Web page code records
────────────────────
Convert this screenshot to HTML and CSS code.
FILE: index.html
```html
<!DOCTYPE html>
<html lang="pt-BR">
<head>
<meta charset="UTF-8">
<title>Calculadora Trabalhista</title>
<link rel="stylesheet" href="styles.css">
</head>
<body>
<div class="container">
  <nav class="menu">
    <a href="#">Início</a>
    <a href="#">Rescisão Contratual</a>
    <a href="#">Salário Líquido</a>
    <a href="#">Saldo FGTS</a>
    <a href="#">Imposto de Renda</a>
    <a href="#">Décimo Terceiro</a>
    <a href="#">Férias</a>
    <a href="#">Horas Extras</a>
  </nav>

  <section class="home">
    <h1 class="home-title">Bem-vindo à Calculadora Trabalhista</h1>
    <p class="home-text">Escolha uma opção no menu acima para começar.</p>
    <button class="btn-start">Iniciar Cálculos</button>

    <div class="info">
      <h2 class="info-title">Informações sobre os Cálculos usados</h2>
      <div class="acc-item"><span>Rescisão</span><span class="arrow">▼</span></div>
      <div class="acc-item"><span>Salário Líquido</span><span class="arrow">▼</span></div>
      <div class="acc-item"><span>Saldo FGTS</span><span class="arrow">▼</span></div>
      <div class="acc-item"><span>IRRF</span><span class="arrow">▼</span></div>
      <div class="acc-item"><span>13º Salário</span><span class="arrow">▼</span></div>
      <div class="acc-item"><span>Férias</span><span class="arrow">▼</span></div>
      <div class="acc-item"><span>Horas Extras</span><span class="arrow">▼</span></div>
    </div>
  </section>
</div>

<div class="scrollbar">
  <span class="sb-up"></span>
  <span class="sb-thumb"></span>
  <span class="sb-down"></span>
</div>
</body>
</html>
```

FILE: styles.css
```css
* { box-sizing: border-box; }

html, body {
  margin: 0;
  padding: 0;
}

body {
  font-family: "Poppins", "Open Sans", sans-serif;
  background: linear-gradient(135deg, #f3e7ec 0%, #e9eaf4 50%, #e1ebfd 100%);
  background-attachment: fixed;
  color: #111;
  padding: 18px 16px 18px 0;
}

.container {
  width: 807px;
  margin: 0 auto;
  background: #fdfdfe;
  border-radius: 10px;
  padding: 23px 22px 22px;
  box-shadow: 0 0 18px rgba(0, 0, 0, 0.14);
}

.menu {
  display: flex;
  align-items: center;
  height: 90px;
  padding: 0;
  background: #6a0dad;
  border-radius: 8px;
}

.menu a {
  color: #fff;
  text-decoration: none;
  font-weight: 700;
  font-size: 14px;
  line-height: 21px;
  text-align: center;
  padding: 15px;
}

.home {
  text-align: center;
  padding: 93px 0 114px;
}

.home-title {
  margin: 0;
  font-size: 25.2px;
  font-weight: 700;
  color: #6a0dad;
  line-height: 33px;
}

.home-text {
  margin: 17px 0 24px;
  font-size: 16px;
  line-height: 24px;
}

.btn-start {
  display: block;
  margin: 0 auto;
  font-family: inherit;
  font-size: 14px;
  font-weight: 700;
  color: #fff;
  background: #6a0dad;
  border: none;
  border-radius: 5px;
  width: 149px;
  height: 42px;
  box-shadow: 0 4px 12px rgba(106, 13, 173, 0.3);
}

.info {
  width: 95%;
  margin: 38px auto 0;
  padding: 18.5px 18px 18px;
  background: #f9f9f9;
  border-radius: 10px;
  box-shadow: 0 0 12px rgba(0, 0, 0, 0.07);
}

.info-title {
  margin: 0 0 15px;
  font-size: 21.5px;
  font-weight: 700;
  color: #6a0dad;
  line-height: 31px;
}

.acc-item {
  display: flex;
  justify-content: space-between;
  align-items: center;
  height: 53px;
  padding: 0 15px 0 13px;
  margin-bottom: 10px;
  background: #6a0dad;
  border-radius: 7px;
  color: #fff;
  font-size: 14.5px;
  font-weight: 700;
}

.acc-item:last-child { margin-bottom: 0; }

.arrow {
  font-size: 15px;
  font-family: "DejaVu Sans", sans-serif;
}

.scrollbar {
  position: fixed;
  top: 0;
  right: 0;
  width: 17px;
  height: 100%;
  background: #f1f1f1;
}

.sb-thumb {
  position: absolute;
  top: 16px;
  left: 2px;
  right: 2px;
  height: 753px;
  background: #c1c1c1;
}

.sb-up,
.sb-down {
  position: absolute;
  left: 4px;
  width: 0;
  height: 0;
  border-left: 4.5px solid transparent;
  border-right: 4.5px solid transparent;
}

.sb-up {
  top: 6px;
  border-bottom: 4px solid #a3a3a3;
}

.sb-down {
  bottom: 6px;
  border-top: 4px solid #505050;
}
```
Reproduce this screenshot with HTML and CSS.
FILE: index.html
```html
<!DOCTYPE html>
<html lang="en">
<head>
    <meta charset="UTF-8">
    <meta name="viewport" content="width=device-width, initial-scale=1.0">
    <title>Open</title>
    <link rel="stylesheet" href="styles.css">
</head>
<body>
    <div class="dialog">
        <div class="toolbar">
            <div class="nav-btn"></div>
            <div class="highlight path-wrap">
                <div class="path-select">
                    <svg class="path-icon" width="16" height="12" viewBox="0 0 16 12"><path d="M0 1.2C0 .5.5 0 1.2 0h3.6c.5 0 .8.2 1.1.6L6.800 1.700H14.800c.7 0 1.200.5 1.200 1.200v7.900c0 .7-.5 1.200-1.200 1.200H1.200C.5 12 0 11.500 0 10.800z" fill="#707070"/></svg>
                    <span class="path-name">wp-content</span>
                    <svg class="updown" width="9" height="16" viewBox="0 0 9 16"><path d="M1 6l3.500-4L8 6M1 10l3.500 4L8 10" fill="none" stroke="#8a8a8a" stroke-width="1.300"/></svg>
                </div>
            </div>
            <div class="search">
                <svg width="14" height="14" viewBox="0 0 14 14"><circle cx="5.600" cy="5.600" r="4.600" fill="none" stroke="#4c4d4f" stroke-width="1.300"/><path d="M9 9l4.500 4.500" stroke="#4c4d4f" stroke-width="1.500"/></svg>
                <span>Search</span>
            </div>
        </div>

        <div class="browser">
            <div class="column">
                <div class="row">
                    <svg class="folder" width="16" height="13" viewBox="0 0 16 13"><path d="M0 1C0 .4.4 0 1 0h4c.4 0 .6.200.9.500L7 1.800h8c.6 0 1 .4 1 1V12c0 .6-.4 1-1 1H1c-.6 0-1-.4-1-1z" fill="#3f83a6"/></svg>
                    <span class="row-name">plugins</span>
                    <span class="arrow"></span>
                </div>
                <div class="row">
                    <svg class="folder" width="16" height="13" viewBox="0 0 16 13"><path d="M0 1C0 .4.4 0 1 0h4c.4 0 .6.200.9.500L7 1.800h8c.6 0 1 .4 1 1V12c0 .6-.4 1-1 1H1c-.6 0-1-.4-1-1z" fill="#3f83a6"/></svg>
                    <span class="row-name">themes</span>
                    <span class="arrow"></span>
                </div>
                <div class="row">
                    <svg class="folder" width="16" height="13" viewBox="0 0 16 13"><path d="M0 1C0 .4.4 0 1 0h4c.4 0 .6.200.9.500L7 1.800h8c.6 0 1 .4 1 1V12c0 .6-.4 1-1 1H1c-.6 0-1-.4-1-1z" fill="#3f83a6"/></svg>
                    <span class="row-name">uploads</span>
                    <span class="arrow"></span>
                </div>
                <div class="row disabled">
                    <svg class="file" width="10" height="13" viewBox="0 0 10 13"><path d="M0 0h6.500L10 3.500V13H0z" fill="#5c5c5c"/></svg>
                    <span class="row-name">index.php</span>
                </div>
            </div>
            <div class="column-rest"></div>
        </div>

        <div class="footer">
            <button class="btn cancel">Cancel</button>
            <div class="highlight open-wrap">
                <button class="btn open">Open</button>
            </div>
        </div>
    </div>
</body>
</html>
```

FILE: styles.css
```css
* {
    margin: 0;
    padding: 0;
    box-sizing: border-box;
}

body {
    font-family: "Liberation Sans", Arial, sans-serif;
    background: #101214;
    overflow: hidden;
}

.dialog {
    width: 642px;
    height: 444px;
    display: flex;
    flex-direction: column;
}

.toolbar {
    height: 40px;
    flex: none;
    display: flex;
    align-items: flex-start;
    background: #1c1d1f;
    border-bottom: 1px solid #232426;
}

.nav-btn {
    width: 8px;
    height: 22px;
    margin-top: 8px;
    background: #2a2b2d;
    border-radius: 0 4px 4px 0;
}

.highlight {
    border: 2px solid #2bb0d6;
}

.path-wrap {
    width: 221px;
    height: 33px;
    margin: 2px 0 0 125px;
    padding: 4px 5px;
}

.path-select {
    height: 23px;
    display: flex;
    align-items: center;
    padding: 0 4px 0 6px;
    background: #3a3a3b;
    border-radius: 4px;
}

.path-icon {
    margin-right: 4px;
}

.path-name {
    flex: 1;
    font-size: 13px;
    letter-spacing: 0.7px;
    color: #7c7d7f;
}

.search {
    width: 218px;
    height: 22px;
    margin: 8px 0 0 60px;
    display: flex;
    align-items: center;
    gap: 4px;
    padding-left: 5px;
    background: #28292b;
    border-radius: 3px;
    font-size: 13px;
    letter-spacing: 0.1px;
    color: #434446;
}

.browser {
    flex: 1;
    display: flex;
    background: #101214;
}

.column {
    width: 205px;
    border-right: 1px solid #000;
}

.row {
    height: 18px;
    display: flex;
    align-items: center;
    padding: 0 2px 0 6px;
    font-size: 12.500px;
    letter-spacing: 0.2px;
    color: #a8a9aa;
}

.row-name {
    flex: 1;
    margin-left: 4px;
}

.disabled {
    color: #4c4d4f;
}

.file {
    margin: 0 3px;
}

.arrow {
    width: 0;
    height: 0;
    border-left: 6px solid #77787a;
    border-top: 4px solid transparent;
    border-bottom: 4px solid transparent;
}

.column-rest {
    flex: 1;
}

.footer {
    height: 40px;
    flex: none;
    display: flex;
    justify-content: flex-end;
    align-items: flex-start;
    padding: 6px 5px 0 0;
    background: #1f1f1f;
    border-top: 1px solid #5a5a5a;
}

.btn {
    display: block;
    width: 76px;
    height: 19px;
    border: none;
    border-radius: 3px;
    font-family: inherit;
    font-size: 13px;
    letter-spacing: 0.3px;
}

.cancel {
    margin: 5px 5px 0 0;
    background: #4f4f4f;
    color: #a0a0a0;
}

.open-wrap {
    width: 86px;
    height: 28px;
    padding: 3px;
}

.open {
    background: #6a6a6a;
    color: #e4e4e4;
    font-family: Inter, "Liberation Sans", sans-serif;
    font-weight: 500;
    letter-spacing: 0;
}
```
────────────────────
| REQUIRED TASK |
Report all lines of the data above that include the string "screenshot".

| SOLUTION |
Convert this screenshot to HTML and CSS code.
Reproduce this screenshot with HTML and CSS.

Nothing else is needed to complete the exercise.